START GIVEN INFORMATION

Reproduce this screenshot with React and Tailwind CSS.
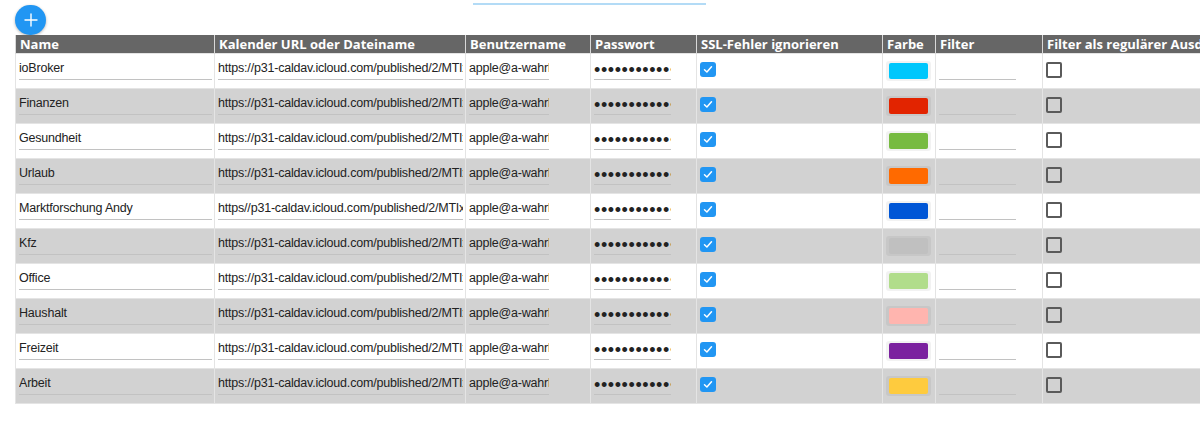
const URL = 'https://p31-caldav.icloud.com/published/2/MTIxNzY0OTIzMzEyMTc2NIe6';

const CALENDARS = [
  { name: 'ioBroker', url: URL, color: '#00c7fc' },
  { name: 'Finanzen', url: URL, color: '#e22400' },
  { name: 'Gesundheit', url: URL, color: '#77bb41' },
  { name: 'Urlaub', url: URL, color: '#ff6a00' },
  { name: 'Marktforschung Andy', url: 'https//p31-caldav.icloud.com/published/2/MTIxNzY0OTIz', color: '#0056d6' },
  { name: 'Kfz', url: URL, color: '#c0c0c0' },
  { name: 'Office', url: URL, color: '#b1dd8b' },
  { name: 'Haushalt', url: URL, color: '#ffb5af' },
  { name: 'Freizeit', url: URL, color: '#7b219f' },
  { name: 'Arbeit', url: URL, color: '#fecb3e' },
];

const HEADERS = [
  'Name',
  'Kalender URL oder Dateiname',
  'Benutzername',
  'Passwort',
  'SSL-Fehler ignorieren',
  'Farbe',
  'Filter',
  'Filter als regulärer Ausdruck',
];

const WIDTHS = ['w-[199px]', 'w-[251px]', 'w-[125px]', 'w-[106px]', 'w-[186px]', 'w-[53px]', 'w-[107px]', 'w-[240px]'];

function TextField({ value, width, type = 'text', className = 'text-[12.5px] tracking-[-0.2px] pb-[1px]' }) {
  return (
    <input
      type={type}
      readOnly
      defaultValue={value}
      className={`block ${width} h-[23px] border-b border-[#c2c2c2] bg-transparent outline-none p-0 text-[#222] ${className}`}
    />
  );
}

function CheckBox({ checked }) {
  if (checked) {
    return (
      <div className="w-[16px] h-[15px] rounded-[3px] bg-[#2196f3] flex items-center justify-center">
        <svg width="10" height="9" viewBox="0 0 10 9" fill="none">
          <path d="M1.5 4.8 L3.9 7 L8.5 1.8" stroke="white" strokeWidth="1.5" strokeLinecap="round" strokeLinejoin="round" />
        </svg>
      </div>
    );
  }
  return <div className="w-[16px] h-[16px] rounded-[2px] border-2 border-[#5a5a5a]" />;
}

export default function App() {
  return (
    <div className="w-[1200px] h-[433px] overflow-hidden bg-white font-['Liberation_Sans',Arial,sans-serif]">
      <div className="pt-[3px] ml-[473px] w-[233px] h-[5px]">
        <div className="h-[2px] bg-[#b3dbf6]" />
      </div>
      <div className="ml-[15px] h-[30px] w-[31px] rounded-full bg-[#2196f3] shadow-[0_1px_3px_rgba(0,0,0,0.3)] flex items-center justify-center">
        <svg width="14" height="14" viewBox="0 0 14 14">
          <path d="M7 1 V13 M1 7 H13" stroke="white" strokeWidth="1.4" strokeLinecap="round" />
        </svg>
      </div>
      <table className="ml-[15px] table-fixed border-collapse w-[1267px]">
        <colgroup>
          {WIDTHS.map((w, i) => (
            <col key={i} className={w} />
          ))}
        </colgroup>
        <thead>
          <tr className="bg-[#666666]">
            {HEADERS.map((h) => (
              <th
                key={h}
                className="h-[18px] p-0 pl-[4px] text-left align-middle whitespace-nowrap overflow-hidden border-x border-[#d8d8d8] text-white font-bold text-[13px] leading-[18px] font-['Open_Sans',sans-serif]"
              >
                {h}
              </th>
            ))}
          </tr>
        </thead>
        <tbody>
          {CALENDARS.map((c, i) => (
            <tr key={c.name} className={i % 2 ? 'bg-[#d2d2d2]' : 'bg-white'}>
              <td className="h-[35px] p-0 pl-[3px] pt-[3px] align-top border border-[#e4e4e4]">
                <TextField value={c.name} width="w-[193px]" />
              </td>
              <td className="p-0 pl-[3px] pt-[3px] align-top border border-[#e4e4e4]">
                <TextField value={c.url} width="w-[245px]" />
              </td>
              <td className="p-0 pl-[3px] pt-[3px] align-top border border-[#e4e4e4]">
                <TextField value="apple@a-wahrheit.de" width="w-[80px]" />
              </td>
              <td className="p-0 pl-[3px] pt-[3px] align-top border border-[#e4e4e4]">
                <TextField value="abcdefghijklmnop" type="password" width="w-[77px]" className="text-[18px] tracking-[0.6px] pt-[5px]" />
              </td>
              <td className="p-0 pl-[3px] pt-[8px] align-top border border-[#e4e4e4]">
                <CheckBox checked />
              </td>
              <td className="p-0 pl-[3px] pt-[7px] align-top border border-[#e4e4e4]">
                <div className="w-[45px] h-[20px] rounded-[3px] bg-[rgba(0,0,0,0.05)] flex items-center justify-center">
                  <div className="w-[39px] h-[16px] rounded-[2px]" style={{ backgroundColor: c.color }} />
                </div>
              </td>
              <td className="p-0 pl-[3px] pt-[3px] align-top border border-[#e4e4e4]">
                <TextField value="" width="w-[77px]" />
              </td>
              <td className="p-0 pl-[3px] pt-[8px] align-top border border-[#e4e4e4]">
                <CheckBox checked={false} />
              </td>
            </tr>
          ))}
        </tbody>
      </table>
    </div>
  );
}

END GIVEN INFORMATION

▶ _JOB_
The data should be printed again unchanged; leave its pictures out.

▶ _OUTPUT OF THE TASK_
Reproduce this screenshot with React and Tailwind CSS.
const URL = 'https://p31-caldav.icloud.com/published/2/MTIxNzY0OTIzMzEyMTc2NIe6';

const CALENDARS = [
  { name: 'ioBroker', url: URL, color: '#00c7fc' },
  { name: 'Finanzen', url: URL, color: '#e22400' },
  { name: 'Gesundheit', url: URL, color: '#77bb41' },
  { name: 'Urlaub', url: URL, color: '#ff6a00' },
  { name: 'Marktforschung Andy', url: 'https//p31-caldav.icloud.com/published/2/MTIxNzY0OTIz', color: '#0056d6' },
  { name: 'Kfz', url: URL, color: '#c0c0c0' },
  { name: 'Office', url: URL, color: '#b1dd8b' },
  { name: 'Haushalt', url: URL, color: '#ffb5af' },
  { name: 'Freizeit', url: URL, color: '#7b219f' },
  { name: 'Arbeit', url: URL, color: '#fecb3e' },
];

const HEADERS = [
  'Name',
  'Kalender URL oder Dateiname',
  'Benutzername',
  'Passwort',
  'SSL-Fehler ignorieren',
  'Farbe',
  'Filter',
  'Filter als regulärer Ausdruck',
];

const WIDTHS = ['w-[199px]', 'w-[251px]', 'w-[125px]', 'w-[106px]', 'w-[186px]', 'w-[53px]', 'w-[107px]', 'w-[240px]'];

function TextField({ value, width, type = 'text', className = 'text-[12.5px] tracking-[-0.2px] pb-[1px]' }) {
  return (
    <input
      type={type}
      readOnly
      defaultValue={value}
      className={`block ${width} h-[23px] border-b border-[#c2c2c2] bg-transparent outline-none p-0 text-[#222] ${className}`}
    />
  );
}

function CheckBox({ checked }) {
  if (checked) {
    return (
      <div className="w-[16px] h-[15px] rounded-[3px] bg-[#2196f3] flex items-center justify-center">
        <svg width="10" height="9" viewBox="0 0 10 9" fill="none">
          <path d="M1.5 4.8 L3.9 7 L8.5 1.8" stroke="white" strokeWidth="1.5" strokeLinecap="round" strokeLinejoin="round" />
        </svg>
      </div>
    );
  }
  return <div className="w-[16px] h-[16px] rounded-[2px] border-2 border-[#5a5a5a]" />;
}

export default function App() {
  return (
    <div className="w-[1200px] h-[433px] overflow-hidden bg-white font-['Liberation_Sans',Arial,sans-serif]">
      <div className="pt-[3px] ml-[473px] w-[233px] h-[5px]">
        <div className="h-[2px] bg-[#b3dbf6]" />
      </div>
      <div className="ml-[15px] h-[30px] w-[31px] rounded-full bg-[#2196f3] shadow-[0_1px_3px_rgba(0,0,0,0.3)] flex items-center justify-center">
        <svg width="14" height="14" viewBox="0 0 14 14">
          <path d="M7 1 V13 M1 7 H13" stroke="white" strokeWidth="1.4" strokeLinecap="round" />
        </svg>
      </div>
      <table className="ml-[15px] table-fixed border-collapse w-[1267px]">
        <colgroup>
          {WIDTHS.map((w, i) => (
            <col key={i} className={w} />
          ))}
        </colgroup>
        <thead>
          <tr className="bg-[#666666]">
            {HEADERS.map((h) => (
              <th
                key={h}
                className="h-[18px] p-0 pl-[4px] text-left align-middle whitespace-nowrap overflow-hidden border-x border-[#d8d8d8] text-white font-bold text-[13px] leading-[18px] font-['Open_Sans',sans-serif]"
              >
                {h}
              </th>
            ))}
          </tr>
        </thead>
        <tbody>
          {CALENDARS.map((c, i) => (
            <tr key={c.name} className={i % 2 ? 'bg-[#d2d2d2]' : 'bg-white'}>
              <td className="h-[35px] p-0 pl-[3px] pt-[3px] align-top border border-[#e4e4e4]">
                <TextField value={c.name} width="w-[193px]" />
              </td>
              <td className="p-0 pl-[3px] pt-[3px] align-top border border-[#e4e4e4]">
                <TextField value={c.url} width="w-[245px]" />
              </td>
              <td className="p-0 pl-[3px] pt-[3px] align-top border border-[#e4e4e4]">
                <TextField value="apple@a-wahrheit.de" width="w-[80px]" />
              </td>
              <td className="p-0 pl-[3px] pt-[3px] align-top border border-[#e4e4e4]">
                <TextField value="abcdefghijklmnop" type="password" width="w-[77px]" className="text-[18px] tracking-[0.6px] pt-[5px]" />
              </td>
              <td className="p-0 pl-[3px] pt-[8px] align-top border border-[#e4e4e4]">
                <CheckBox checked />
              </td>
              <td className="p-0 pl-[3px] pt-[7px] align-top border border-[#e4e4e4]">
                <div className="w-[45px] h-[20px] rounded-[3px] bg-[rgba(0,0,0,0.05)] flex items-center justify-center">
                  <div className="w-[39px] h-[16px] rounded-[2px]" style={{ backgroundColor: c.color }} />
                </div>
              </td>
              <td className="p-0 pl-[3px] pt-[3px] align-top border border-[#e4e4e4]">
                <TextField value="" width="w-[77px]" />
              </td>
              <td className="p-0 pl-[3px] pt-[8px] align-top border border-[#e4e4e4]">
                <CheckBox checked={false} />
              </td>
            </tr>
          ))}
        </tbody>
      </table>
    </div>
  );
}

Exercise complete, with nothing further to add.